One of the inherent problems in VMOSFET structure is the high overlap capacitance between gate and source/drain electrodes and the Si pillar plasma damage by dry etch process. This is circumvented by employing Fillet Local Oxidation (FILOX) that provides a thick oxide which reduces capacitance at source/drain regions and also

protects the Si pillar from dry etch damage [28]. A nitride spacer is first formed on the Si sidewall followed by thermal oxidation for thick oxide on source/drain regions and at the edges of the sidewall.

The second approach of creating Si channel of VMOSFET by Si etching a mesa or sidewall is depicted in Fig. 2.2. The attraction to this method is its simplicity where epitaxy process is not required. However, a method is required to cover the sidewall during doping the souce/drain region where spacer technique is commonly used to form sidewall spacers. This is achieved by polysilicon or nitride deposition followed by anisotropic dry etching. In a work done by Schulz et al. [29], tetraethylorthosilicate (TEOS) mask was used for dry etching the Si trench (Fig. 2.2). After the Si trench was formed, gate oxidation was done followed by an insitu doped n+ polysilicon deposition.

The polysilicon gate was formed by spacer technique (anisotropic dry etch leaving polysilicon on sidewall edge). The polysilicon gate spacer then served as a self aligned implantation (arsenic) mask for the source/drain regions. The implantation was activated at 1050˚C for 10 seconds.

Fig. 2.2 Process flow for vertical sidewall MOSFET (Schulz et al. [29])

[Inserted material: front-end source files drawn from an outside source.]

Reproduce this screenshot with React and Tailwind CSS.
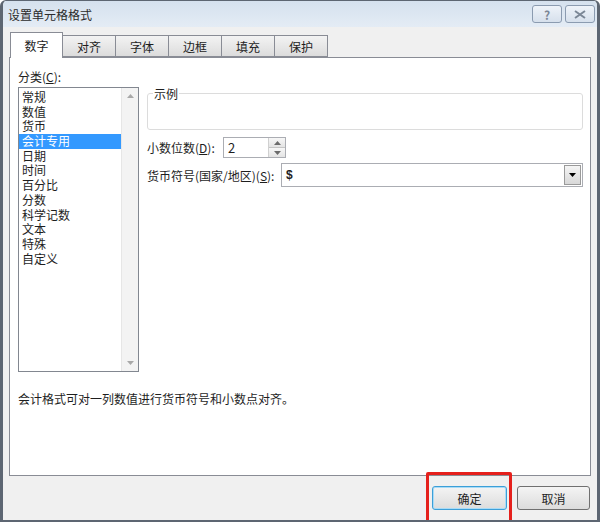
const font = { fontFamily: '"Noto Sans CJK SC", "Liberation Sans", sans-serif' };

const categories = ["常规", "数值", "货币", "会计专用", "日期", "时间", "百分比", "分数", "科学记数", "文本", "特殊", "自定义"];
const tabs = ["数字", "对齐", "字体", "边框", "填充", "保护"];

function Tri({ up, className }) {
    return (
        <svg width="7" height="4" viewBox="0 0 7 4" className={className}>
            {up ? <path d="M0 4 L3.5 0 L7 4 Z" fill="currentColor" /> : <path d="M0 0 L3.5 4 L7 0 Z" fill="currentColor" />}
        </svg>
    );
}

export default function App() {
    return (
        <div
            className="relative w-[600px] h-[522px] overflow-hidden bg-[#f0f0f0] border-x-[3px] border-b-[2px] border-t-[1px] border-[#5d6672] rounded-t-[6px] flex flex-col text-[12px] text-[#1e1e1e] leading-[15px]"
            style={font}
        >
            {/* title bar */}
            <div className="h-[26px] shrink-0 flex items-center pl-[5px] pr-[2px] bg-gradient-to-b from-[#d5e1ee] to-[#e4ecf5]">
                <span className="text-[12px] text-[#2b2b2b] mt-[1px]">设置单元格格式</span>
                <div className="ml-auto flex gap-[3px]">
                    <div className="w-[30px] h-[18px] rounded-[3px] border border-[#8b9bb0] bg-gradient-to-b from-[#eef3f9] to-[#d6e0ec] flex items-center justify-center text-[12px] text-[#7b8796] font-bold">
                        ?
                    </div>
                    <div className="w-[30px] h-[18px] rounded-[3px] border border-[#8b9bb0] bg-gradient-to-b from-[#eef3f9] to-[#d6e0ec] flex items-center justify-center">
                        <svg width="12" height="9" viewBox="0 0 12 9">
                            <path d="M1 1 L11 8 M11 1 L1 8" stroke="#7b8796" strokeWidth="2" fill="none" />
                        </svg>
                    </div>
                </div>
            </div>

            {/* body */}
            <div className="flex-1 flex flex-col px-[6px] pt-[5px]">
                {/* tabs */}
                <div className="flex items-end h-[25px] pl-[1px] relative z-10">
                    {tabs.map((t, i) =>
                        i === 0 ? (
                            <div
                                key={t}
                                className="w-[53px] h-[26px] -mb-[1px] bg-white border border-b-0 border-[#898c95] flex items-center justify-center text-[12px]"
                            >
                                {t}
                            </div>
                        ) : (
                            <div
                                key={t}
                                className="w-[53px] h-[22px] bg-gradient-to-b from-[#f3f3f3] to-[#dcdcdc] border border-l-0 border-[#898c95] flex items-center justify-center text-[12px]"
                            >
                                {t}
                            </div>
                        )
                    )}
                </div>

                {/* panel */}
                <div className="h-[419px] bg-white border border-[#898c95] flex flex-col pl-[8px] pr-[7px]">
                    <div className="flex gap-[8px]">
                        {/* category */}
                        <div className="flex flex-col">
                            <div className="mt-[11px] h-[15px]">
                                分类(<span className="underline">C</span>):
                            </div>
                            <div className="mt-[3px] w-[121px] h-[285px] border border-[#828790] flex">
                                <div className="flex-1 flex flex-col pt-[2px]">
                                    {categories.map((c, i) => (
                                        <div
                                            key={c}
                                            className={
                                                i === 3
                                                    ? "h-[14.7px] leading-[14.7px] pl-[3px] bg-[#3399ff] text-white"
                                                    : "h-[14.7px] leading-[14.7px] pl-[3px]"
                                            }
                                        >
                                            {c}
                                        </div>
                                    ))}
                                </div>
                                <div className="w-[17px] bg-[#f3f3f3] border-l border-[#e6e6e6] flex flex-col items-center justify-between py-[6px] text-[#a8a8a8]">
                                    <Tri up />
                                    <Tri />
                                </div>
                            </div>
                        </div>

                        {/* right side */}
                        <div className="flex-1 flex flex-col pt-[35px]">
                            <div className="relative h-[37px] rounded-[3px] border border-[#dcdcdc]">
                                <span className="absolute -top-[8px] left-[5px] bg-white px-[1px] text-[12px]">示例</span>
                            </div>
                            <div className="mt-[7px] flex items-center h-[21px]">
                                <span className="w-[76px]">
                                    小数位数(<span className="underline">D</span>):
                                </span>
                                <div className="w-[63px] h-[21px] border border-[#abadb3] flex">
                                    <div className="flex-1 flex items-center pl-[4px] text-[13px]">2</div>
                                    <div className="w-[17px] flex flex-col border-l border-[#d0d0d0]">
                                        <div className="flex-1 bg-gradient-to-b from-[#f7f7f7] to-[#e4e4e4] border-b border-[#c5c5c5] flex items-center justify-center text-[#6b6b6b]">
                                            <Tri up />
                                        </div>
                                        <div className="flex-1 bg-gradient-to-b from-[#f7f7f7] to-[#e4e4e4] flex items-center justify-center text-[#6b6b6b]">
                                            <Tri />
                                        </div>
                                    </div>
                                </div>
                            </div>
                            <div className="mt-[5px] flex items-center h-[24px]">
                                <span className="w-[134px]">
                                    货币符号(国家/地区)(<span className="underline">S</span>):
                                </span>
                                <div className="flex-1 h-[24px] border border-[#abadb3] flex items-center">
                                    <span className="flex-1 pl-[4px] font-bold text-[12px]" style={{ fontFamily: '"Liberation Sans", sans-serif' }}>
                                        $
                                    </span>
                                    <div className="w-[17px] h-[20px] mr-[1px] border border-[#9a9a9a] bg-gradient-to-b from-[#f5f5f5] to-[#d8d8d8] flex items-center justify-center text-black">
                                        <Tri />
                                    </div>
                                </div>
                            </div>
                        </div>
                    </div>

                    <div className="mt-[19px]">会计格式可对一列数值进行货币符号和小数点对齐。</div>
                </div>

                {/* buttons */}
                <div className="flex justify-end gap-[10px] mt-[10px] pr-[1px]">
                    <div className="w-[75px] h-[24px] rounded-[3px] border border-[#3c9fd8] bg-gradient-to-b from-[#f4f4f4] to-[#dcdcdc] flex items-center justify-center shadow-[inset_0_0_0_1px_#a9dbf6]">
                        确定
                    </div>
                    <div className="w-[73px] h-[24px] rounded-[3px] border border-[#707070] bg-gradient-to-b from-[#f4f4f4] to-[#dcdcdc] flex items-center justify-center">
                        取消
                    </div>
                </div>
            </div>

            {/* annotation */}
            <div className="absolute left-[423px] top-[471px] w-[86px] h-[52px] border-[3px] border-[#e5201c] rounded-[2px]" />
        </div>
    );
}
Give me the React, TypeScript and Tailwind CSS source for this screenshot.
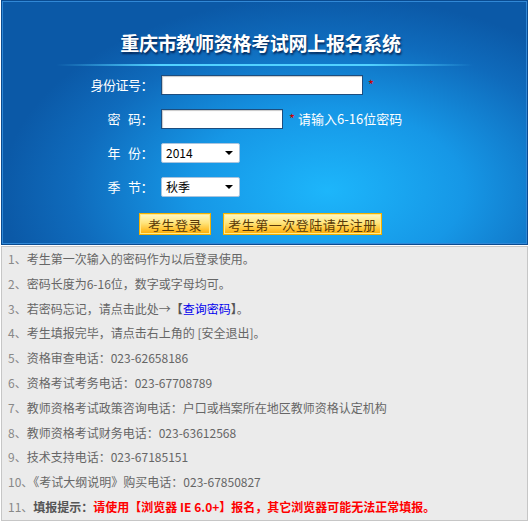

The etching of the Si sidewall by Reactive Ion Etching (RIE) which is a dry etch process is often followed by sacrificial oxidation where the SiO2 is later removed to

reduce dry etch damage on the etched Si surface [28]. An alternative Si etching process that maintains anisotropy but without the etching damage could be the alkaline wet etchant, tetramethylammonium hydroxide (TMAH) [30]. Sacrificial oxidation is not required when etched by this method due to the smooth surface it produces.